The group, which was founded in the 1960s to promote Welsh people’s right to speak, read and live in their own language, said Miles had seen the fight for language rights as part of the broader struggle for social justice. A Marxist, Miles was also at one time chairman of the Communist Party in Wales.
It campaigned using non-violent direct action for people’s right to use the Welsh language at a time this was widely suppressed.
Communist Party general secretary Robert Griffiths said that “Gareth Miles made an enormous contribution to cultural and political life in Wales and internationally as a founder member of Cymdeithas yr Iaith Gymraeg (the Welsh Language Society), and as a novelist, playwright and political activist.
“He helped lead the earliest non-violent, direct action campaigns to win equal status for the Welsh language in practice as well as in law, serving time in prison.
“He was Welsh-language novelist of the year for his witty and insightful work, served as a full-time official for UCAC the Welsh teachers’ union and, politically, he went from Plaid Cymru to the Welsh Socialist Republican Movement and then — for the past four decades — into the Communist Party and the management committee of the Morning Star daily newspaper.

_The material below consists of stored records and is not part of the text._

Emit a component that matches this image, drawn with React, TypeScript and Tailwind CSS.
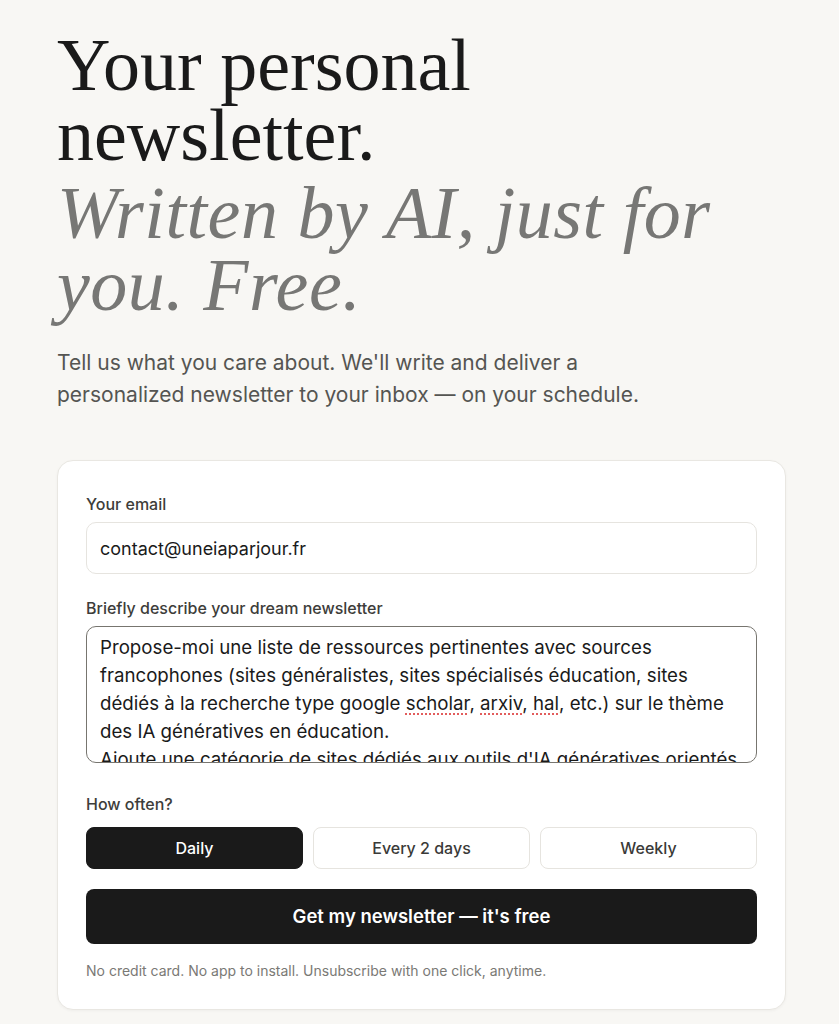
import { useState } from 'react';

const FREQUENCIES = ['Daily', 'Every 2 days', 'Weekly'] as const;
type Frequency = (typeof FREQUENCIES)[number];

const serif = { fontFamily: '"Liberation Serif", "Times New Roman", serif' };

function FieldLabel({ children }: { children: React.ReactNode }) {
  return (
    <label className="block text-[16px] leading-5 font-medium text-[#3d3d3a] mb-2">
      {children}
    </label>
  );
}

// words flagged by the browser spell checker
function Flagged({ children }: { children: React.ReactNode }) {
  return (
    <span className="underline decoration-dotted decoration-[#e05252] underline-offset-[4px]">
      {children}
    </span>
  );
}

export default function App() {
  const [frequency, setFrequency] = useState<Frequency>('Daily');

  return (
    <div
      className="min-h-screen bg-[#f8f7f4] text-[#1a1a1a] pl-[57px] pr-[53px] pt-[30px] pb-10"
      style={{ fontFamily: 'Inter, "Noto Sans", sans-serif' }}
    >
      {/* Hero */}
      <h1 className="max-w-[680px] text-[74px] font-normal" style={serif}>
        <span className="block leading-[70px] text-[#1a1a1a]">Your personal newsletter.</span>
        <span className="block mt-[7px] leading-[72px] italic tracking-[0.5px] text-[#777775]">
          Written by AI, just for you. Free.
        </span>
      </h1>

      <p className="mt-[26px] max-w-[610px] text-[21px] leading-8 text-[#555552]">
        Tell us what you care about. We'll write and deliver a personalized newsletter to your
        inbox — on your schedule.
      </p>

      {/* Signup card */}
      <form
        className="mt-[49px] bg-white border border-[#e9e7e2] rounded-2xl shadow-[0_1px_3px_rgba(0,0,0,0.04)] pt-[33px] px-7 pb-[30px]"
        onSubmit={(e) => e.preventDefault()}
      >
        <FieldLabel>Your email</FieldLabel>
        <input
          type="email"
          defaultValue="contact@uneiaparjour.fr"
          className="block w-full h-[52px] rounded-[10px] border border-[#e6e4df] bg-white px-[13px] text-[18px] text-[#1a1a1a] outline-none"
        />

        <div className="mt-6">
          <FieldLabel>Briefly describe your dream newsletter</FieldLabel>
          <div className="h-[137px] overflow-hidden rounded-[10px] border border-[#77756f] pl-[13px] pr-[8px] pt-[7px] text-[18.7px] leading-7 text-[#1a1a1a]">
            <p>
              Propose-moi une liste de ressources pertinentes avec sources francophones (sites
              généralistes, sites spécialisés éducation, sites dédiés à la recherche type google{' '}
              <Flagged>scholar</Flagged>, <Flagged>arxiv</Flagged>, <Flagged>hal</Flagged>, etc.)
              sur le thème des IA génératives en éducation.
            </p>
            <p>
              Ajoute une catégorie de sites dédiés aux outils d'IA génératives orientés éducation.
            </p>
          </div>
        </div>

        <div className="mt-[31px]">
          <FieldLabel>How often?</FieldLabel>
          <div className="mt-[13px] grid grid-cols-3 gap-[10px]">
            {FREQUENCIES.map((f) => (
              <button
                key={f}
                type="button"
                onClick={() => setFrequency(f)}
                className={
                  frequency === f
                    ? 'h-[42px] rounded-lg bg-[#1a1a1a] border border-[#1a1a1a] text-white text-[16px] font-medium'
                    : 'h-[42px] rounded-lg bg-white border border-[#e6e4df] text-[#3a3a38] text-[16px] font-medium'
                }
              >
                {f}
              </button>
            ))}
          </div>
        </div>

        <button
          type="submit"
          className="mt-5 w-full h-[55px] rounded-lg bg-[#1a1a1a] text-white text-[18.5px] font-semibold"
        >
          Get my newsletter — it's free
        </button>

        <p className="mt-[19px] text-[14px] leading-4 text-[#7a7975]">
          No credit card. No app to install. Unsubscribe with one click, anytime.
        </p>
      </form>
    </div>
  );
}
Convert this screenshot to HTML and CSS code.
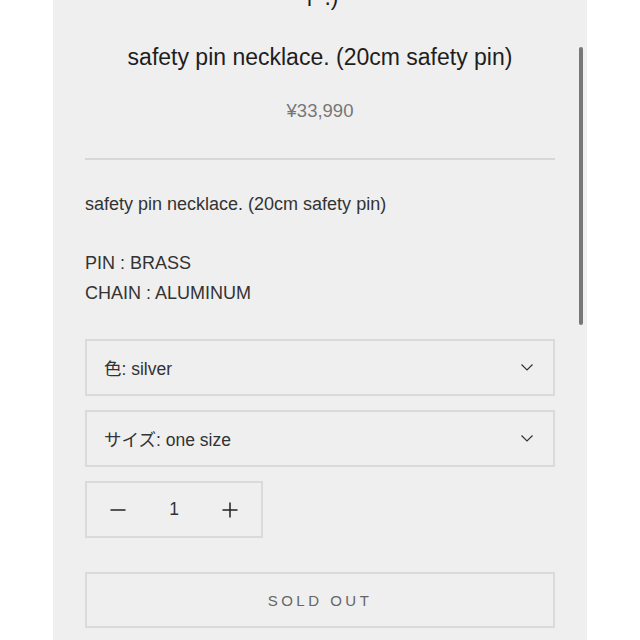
FILE: index.html
```html
<!DOCTYPE html>
<html lang="ja">
<head>
    <meta charset="UTF-8">
    <meta name="viewport" content="width=device-width, initial-scale=1.0">
    <title>safety pin necklace. (20cm safety pin)</title>
    <link rel="stylesheet" href="styles.css">
</head>
<body>
    <div class="panel">
        <div class="scrollbar"></div>

        <!-- previous item title, scrolled off -->
        <p class="prev-title">ド.)</p>

        <h1 class="product-title">safety pin necklace. (20cm safety pin)</h1>
        <p class="price">¥33,990</p>

        <hr class="divider">

        <div class="description">
            <p>safety pin necklace. (20cm safety pin)</p>
            <p>PIN : BRASS<br>CHAIN : ALUMINUM</p>
        </div>

        <!-- Variant selects -->
        <div class="select-box">
            <span>色: silver</span>
            <svg class="chevron" width="12" height="7" viewBox="0 0 12 7"><path d="M0.5 0.5l5.5 5.5 5.5-5.5" fill="none" stroke="#333" stroke-width="1.2"/></svg>
        </div>
        <div class="select-box">
            <span>サイズ: one size</span>
            <svg class="chevron" width="12" height="7" viewBox="0 0 12 7"><path d="M0.5 0.5l5.5 5.5 5.5-5.5" fill="none" stroke="#333" stroke-width="1.2"/></svg>
        </div>

        <!-- Quantity -->
        <div class="quantity">
            <button class="qty-btn" type="button">
                <svg width="16" height="16" viewBox="0 0 16 16"><path d="M0.5 8h15" stroke="#222" stroke-width="1.5"/></svg>
            </button>
            <span class="qty-value">1</span>
            <button class="qty-btn" type="button">
                <svg width="16" height="16" viewBox="0 0 16 16"><path d="M0.5 8h15M8 0.5v15" stroke="#222" stroke-width="1.5"/></svg>
            </button>
        </div>

        <button class="sold-out" type="button">SOLD OUT</button>
    </div>
</body>
</html>
```

FILE: styles.css
```css
body {
    margin: 0;
    background-color: #fff;
    font-family: 'Liberation Sans', 'Noto Sans CJK JP', sans-serif;
    color: #222;
    overflow: hidden;
}
.panel {
    position: relative;
    width: 470px;
    height: 640px;
    margin: 0 auto 0 53px;
    padding: 0 32px;
    background-color: #efefef;
    overflow: hidden;
}
.scrollbar {
    position: absolute;
    right: 4px;
    top: 47px;
    width: 4px;
    height: 278px;
    border-radius: 2px;
    background-color: #777;
}
.prev-title {
    margin: -18px 0 0;
    font-size: 23px;
    line-height: 30px;
    text-align: center;
    color: #1e1e1e;
}
.product-title {
    margin: 30px 0 0;
    font-size: 23px;
    font-weight: normal;
    line-height: 30px;
    text-align: center;
    color: #1e1e1e;
}
.price {
    margin: 27px 0 0;
    font-size: 18.5px;
    line-height: 24px;
    text-align: center;
    color: #777;
}
.divider {
    margin: 35px 0 0;
    border: none;
    border-top: 2px solid #d7d7d7;
}
.description {
    margin-top: 29px;
    font-size: 18px;
    line-height: 30px;
    color: #333;
}
.description p {
    margin: 0 0 29px;
}
.description p:last-child {
    margin-bottom: 31px;
}
.select-box {
    display: flex;
    align-items: center;
    justify-content: space-between;
    height: 53px;
    margin-bottom: 14px;
    padding: 0 20px 0 17px;
    border: 2px solid #dadada;
    font-size: 17.5px;
    color: #333;
}
.quantity {
    display: flex;
    align-items: center;
    justify-content: space-between;
    width: 174px;
    height: 53px;
    margin-top: 2px;
    border: 2px solid #dadada;
}
.qty-btn {
    display: flex;
    align-items: center;
    justify-content: center;
    width: 62px;
    height: 53px;
    padding: 0;
    border: none;
    background: none;
}
.qty-value {
    font-size: 17.5px;
    color: #333;
}
.sold-out {
    display: block;
    width: 470px;
    height: 56px;
    margin-top: 34px;
    border: 2px solid #dadada;
    background: none;
    font-family: 'Liberation Sans', sans-serif;
    font-size: 15px;
    letter-spacing: 3.5px;
    color: #666;
}
```
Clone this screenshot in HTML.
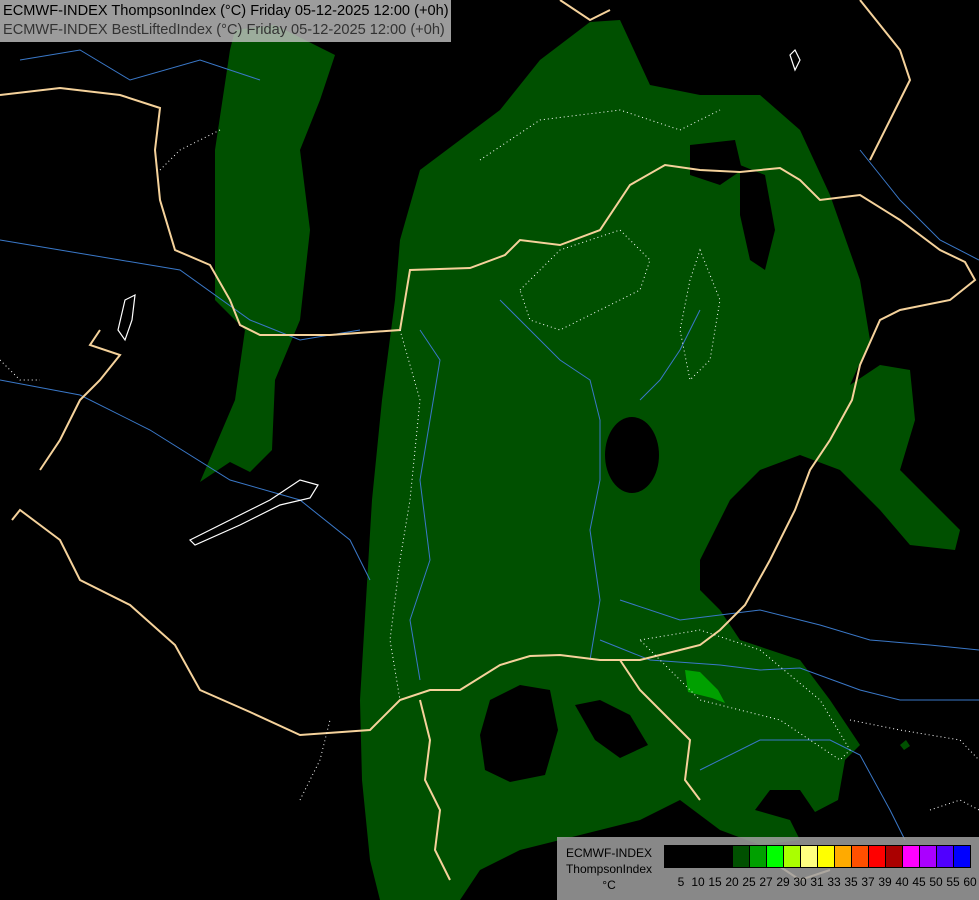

A warm, generous and wise friend and comrade to me and many other people, Gareth was also an outstanding internationalist, a leader of the Wales Anti-Apartheid Movement, a fluent French speaker and a champion of the oppressed and exploited around the world.
“He leaves a huge void to fill, but his life and work will be celebrated for a long time to come — not least during next year’s National Eisteddfod in Pontypridd, where Gareth, wife Gina and three daughters Elen, Branwen and Eiry made their home for many decades after he arrived there from Waunfawr near Caernarfon, via Wrecsam.”